PROBLEM DESCRIPTION — Would you repeat the listing exactly but omit every picture?

DATA SECTION —
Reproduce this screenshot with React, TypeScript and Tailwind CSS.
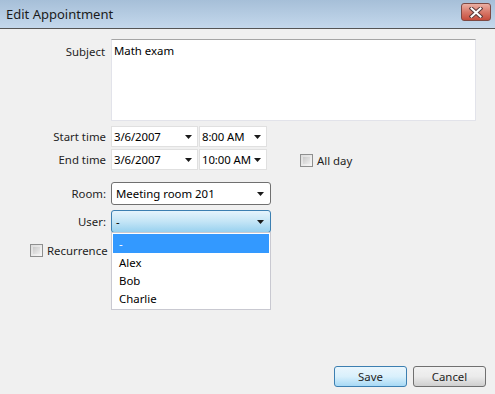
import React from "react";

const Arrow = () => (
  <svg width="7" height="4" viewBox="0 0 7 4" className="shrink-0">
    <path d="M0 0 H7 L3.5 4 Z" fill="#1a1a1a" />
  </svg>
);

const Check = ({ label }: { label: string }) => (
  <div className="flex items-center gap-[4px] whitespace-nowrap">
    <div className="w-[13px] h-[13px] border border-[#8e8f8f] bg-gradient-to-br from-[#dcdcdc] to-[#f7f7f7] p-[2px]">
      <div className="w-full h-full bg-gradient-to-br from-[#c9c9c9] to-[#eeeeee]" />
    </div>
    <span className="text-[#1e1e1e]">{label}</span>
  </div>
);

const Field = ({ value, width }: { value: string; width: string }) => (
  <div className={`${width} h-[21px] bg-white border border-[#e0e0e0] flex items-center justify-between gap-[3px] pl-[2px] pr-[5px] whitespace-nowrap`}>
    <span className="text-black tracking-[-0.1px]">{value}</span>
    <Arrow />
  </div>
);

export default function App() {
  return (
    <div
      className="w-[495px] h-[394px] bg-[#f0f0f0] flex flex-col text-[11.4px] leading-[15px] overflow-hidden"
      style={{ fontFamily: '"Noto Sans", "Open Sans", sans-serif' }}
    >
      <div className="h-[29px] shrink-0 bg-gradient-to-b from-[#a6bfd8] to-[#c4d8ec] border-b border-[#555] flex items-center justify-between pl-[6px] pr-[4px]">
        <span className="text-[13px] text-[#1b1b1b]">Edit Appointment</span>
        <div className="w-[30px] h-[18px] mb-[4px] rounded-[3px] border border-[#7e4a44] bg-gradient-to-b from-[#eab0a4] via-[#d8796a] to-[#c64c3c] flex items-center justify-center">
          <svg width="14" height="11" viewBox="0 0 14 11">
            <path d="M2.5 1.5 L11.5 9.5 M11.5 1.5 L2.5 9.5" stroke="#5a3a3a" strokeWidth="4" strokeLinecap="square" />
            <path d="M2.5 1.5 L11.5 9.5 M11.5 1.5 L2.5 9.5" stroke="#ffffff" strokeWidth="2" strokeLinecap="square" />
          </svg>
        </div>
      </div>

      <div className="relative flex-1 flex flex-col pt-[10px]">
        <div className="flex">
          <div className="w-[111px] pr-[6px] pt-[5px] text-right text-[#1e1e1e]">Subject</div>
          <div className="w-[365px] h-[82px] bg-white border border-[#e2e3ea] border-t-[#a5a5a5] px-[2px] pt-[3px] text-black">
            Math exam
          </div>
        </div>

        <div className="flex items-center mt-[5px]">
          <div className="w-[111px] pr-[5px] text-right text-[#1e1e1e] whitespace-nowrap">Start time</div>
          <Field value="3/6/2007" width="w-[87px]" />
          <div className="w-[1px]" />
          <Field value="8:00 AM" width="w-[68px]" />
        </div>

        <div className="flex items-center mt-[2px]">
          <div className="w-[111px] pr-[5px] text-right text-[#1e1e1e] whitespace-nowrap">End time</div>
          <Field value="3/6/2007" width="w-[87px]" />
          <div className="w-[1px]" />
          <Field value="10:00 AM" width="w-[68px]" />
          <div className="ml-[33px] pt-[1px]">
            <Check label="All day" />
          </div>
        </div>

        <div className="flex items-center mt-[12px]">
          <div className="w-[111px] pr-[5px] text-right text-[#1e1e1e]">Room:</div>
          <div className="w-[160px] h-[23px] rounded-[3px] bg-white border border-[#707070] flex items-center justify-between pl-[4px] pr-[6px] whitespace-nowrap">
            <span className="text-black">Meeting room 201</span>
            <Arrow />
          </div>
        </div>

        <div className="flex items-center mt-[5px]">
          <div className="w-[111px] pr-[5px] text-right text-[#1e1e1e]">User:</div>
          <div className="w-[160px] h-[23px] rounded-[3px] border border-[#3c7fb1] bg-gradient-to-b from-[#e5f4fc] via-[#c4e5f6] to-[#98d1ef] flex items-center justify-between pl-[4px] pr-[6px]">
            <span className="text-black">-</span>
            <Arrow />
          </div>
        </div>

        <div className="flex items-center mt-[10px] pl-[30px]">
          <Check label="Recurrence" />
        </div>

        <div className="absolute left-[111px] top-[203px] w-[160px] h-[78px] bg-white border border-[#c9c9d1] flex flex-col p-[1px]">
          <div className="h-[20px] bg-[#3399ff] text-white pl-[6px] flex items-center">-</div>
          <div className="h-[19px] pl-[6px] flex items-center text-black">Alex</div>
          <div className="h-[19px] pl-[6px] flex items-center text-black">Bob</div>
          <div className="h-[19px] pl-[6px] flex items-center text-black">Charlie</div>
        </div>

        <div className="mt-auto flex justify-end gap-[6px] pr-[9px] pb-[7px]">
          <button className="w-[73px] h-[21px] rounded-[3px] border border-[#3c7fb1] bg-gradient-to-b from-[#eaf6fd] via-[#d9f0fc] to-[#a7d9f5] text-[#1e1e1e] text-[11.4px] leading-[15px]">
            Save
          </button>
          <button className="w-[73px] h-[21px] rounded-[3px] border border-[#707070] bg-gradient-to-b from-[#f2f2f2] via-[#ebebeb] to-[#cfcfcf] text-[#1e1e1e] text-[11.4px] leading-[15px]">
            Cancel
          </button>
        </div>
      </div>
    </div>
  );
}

SOLUTION BELOW —
Reproduce this screenshot with React, TypeScript and Tailwind CSS.
import React from "react";

const Arrow = () => (
  <svg width="7" height="4" viewBox="0 0 7 4" className="shrink-0">
    <path d="M0 0 H7 L3.5 4 Z" fill="#1a1a1a" />
  </svg>
);

const Check = ({ label }: { label: string }) => (
  <div className="flex items-center gap-[4px] whitespace-nowrap">
    <div className="w-[13px] h-[13px] border border-[#8e8f8f] bg-gradient-to-br from-[#dcdcdc] to-[#f7f7f7] p-[2px]">
      <div className="w-full h-full bg-gradient-to-br from-[#c9c9c9] to-[#eeeeee]" />
    </div>
    <span className="text-[#1e1e1e]">{label}</span>
  </div>
);

const Field = ({ value, width }: { value: string; width: string }) => (
  <div className={`${width} h-[21px] bg-white border border-[#e0e0e0] flex items-center justify-between gap-[3px] pl-[2px] pr-[5px] whitespace-nowrap`}>
    <span className="text-black tracking-[-0.1px]">{value}</span>
    <Arrow />
  </div>
);

export default function App() {
  return (
    <div
      className="w-[495px] h-[394px] bg-[#f0f0f0] flex flex-col text-[11.4px] leading-[15px] overflow-hidden"
      style={{ fontFamily: '"Noto Sans", "Open Sans", sans-serif' }}
    >
      <div className="h-[29px] shrink-0 bg-gradient-to-b from-[#a6bfd8] to-[#c4d8ec] border-b border-[#555] flex items-center justify-between pl-[6px] pr-[4px]">
        <span className="text-[13px] text-[#1b1b1b]">Edit Appointment</span>
        <div className="w-[30px] h-[18px] mb-[4px] rounded-[3px] border border-[#7e4a44] bg-gradient-to-b from-[#eab0a4] via-[#d8796a] to-[#c64c3c] flex items-center justify-center">
          <svg width="14" height="11" viewBox="0 0 14 11">
            <path d="M2.5 1.5 L11.5 9.5 M11.5 1.5 L2.5 9.5" stroke="#5a3a3a" strokeWidth="4" strokeLinecap="square" />
            <path d="M2.5 1.5 L11.5 9.5 M11.5 1.5 L2.5 9.5" stroke="#ffffff" strokeWidth="2" strokeLinecap="square" />
          </svg>
        </div>
      </div>

      <div className="relative flex-1 flex flex-col pt-[10px]">
        <div className="flex">
          <div className="w-[111px] pr-[6px] pt-[5px] text-right text-[#1e1e1e]">Subject</div>
          <div className="w-[365px] h-[82px] bg-white border border-[#e2e3ea] border-t-[#a5a5a5] px-[2px] pt-[3px] text-black">
            Math exam
          </div>
        </div>

        <div className="flex items-center mt-[5px]">
          <div className="w-[111px] pr-[5px] text-right text-[#1e1e1e] whitespace-nowrap">Start time</div>
          <Field value="3/6/2007" width="w-[87px]" />
          <div className="w-[1px]" />
          <Field value="8:00 AM" width="w-[68px]" />
        </div>

        <div className="flex items-center mt-[2px]">
          <div className="w-[111px] pr-[5px] text-right text-[#1e1e1e] whitespace-nowrap">End time</div>
          <Field value="3/6/2007" width="w-[87px]" />
          <div className="w-[1px]" />
          <Field value="10:00 AM" width="w-[68px]" />
          <div className="ml-[33px] pt-[1px]">
            <Check label="All day" />
          </div>
        </div>

        <div className="flex items-center mt-[12px]">
          <div className="w-[111px] pr-[5px] text-right text-[#1e1e1e]">Room:</div>
          <div className="w-[160px] h-[23px] rounded-[3px] bg-white border border-[#707070] flex items-center justify-between pl-[4px] pr-[6px] whitespace-nowrap">
            <span className="text-black">Meeting room 201</span>
            <Arrow />
          </div>
        </div>

        <div className="flex items-center mt-[5px]">
          <div className="w-[111px] pr-[5px] text-right text-[#1e1e1e]">User:</div>
          <div className="w-[160px] h-[23px] rounded-[3px] border border-[#3c7fb1] bg-gradient-to-b from-[#e5f4fc] via-[#c4e5f6] to-[#98d1ef] flex items-center justify-between pl-[4px] pr-[6px]">
            <span className="text-black">-</span>
            <Arrow />
          </div>
        </div>

        <div className="flex items-center mt-[10px] pl-[30px]">
          <Check label="Recurrence" />
        </div>

        <div className="absolute left-[111px] top-[203px] w-[160px] h-[78px] bg-white border border-[#c9c9d1] flex flex-col p-[1px]">
          <div className="h-[20px] bg-[#3399ff] text-white pl-[6px] flex items-center">-</div>
          <div className="h-[19px] pl-[6px] flex items-center text-black">Alex</div>
          <div className="h-[19px] pl-[6px] flex items-center text-black">Bob</div>
          <div className="h-[19px] pl-[6px] flex items-center text-black">Charlie</div>
        </div>

        <div className="mt-auto flex justify-end gap-[6px] pr-[9px] pb-[7px]">
          <button className="w-[73px] h-[21px] rounded-[3px] border border-[#3c7fb1] bg-gradient-to-b from-[#eaf6fd] via-[#d9f0fc] to-[#a7d9f5] text-[#1e1e1e] text-[11.4px] leading-[15px]">
            Save
          </button>
          <button className="w-[73px] h-[21px] rounded-[3px] border border-[#707070] bg-gradient-to-b from-[#f2f2f2] via-[#ebebeb] to-[#cfcfcf] text-[#1e1e1e] text-[11.4px] leading-[15px]">
            Cancel
          </button>
        </div>
      </div>
    </div>
  );
}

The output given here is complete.